ほぼ同様の理由で、陸上競技やスピードスケートなどのトラックは、みな反時計回りになっている。内側に来る左足が体の進むべき方向へ体勢をコントロールし、右足が推進力を担当しているのだ。

 

さて、話は少し広がってしまったが、足の親指の左右の機能が異なることは、通常ほとんどの人が意識しない。バレエや武術などの世界では、熟達してくると気づく人がいるかもしれない。

気づいたところで、ほとんどの人は左右差を埋めようと努力するのではないだろうか。

もちろん、分野によっては体の左右を全く同じように使うことを求められるものも少なくないだろう。しかし、現実には体の方は、そうなってはいない。本当は、左右の個性を活かして体を一つに使うことを研究すべきなのである。

世紀のチェリスト、パブロ・カザルス(1876~1973年)は、演奏において 「体の左右を一つに使う」 と言っていたそうだ。ご存じのようにチェロは右手と左手で全く別の仕事をする楽器である。

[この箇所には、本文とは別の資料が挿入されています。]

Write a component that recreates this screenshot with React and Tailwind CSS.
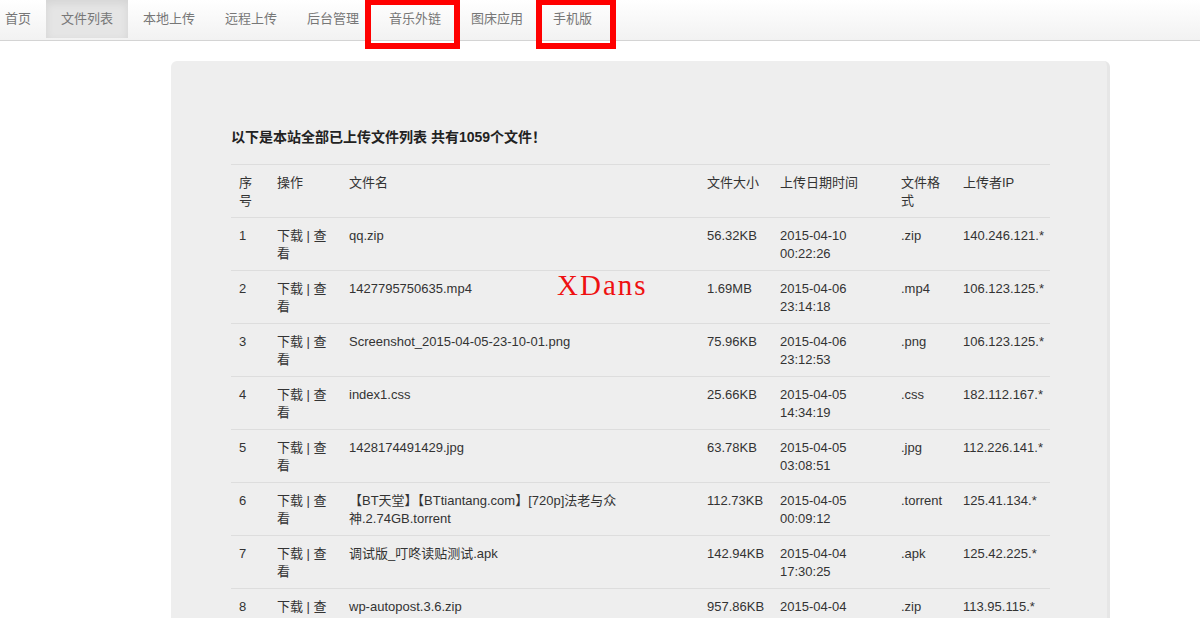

それぞれ別の動作をしていても、体の左と右を合わせて一つに使うという感覚は、左右の腸骨(骨盤)の力を中心に集めていく、まさに閉型9種的世界である。

整体操法も、閉型9種体癖の野口先生によって作られているものであるから、その 「型」 は、当然のごとく修得者に9種的な身体運用を求めている。
そして、その9種的な骨盤の動きも、異なる役割を持つ左右の親指の働きによってもたらされているのだ。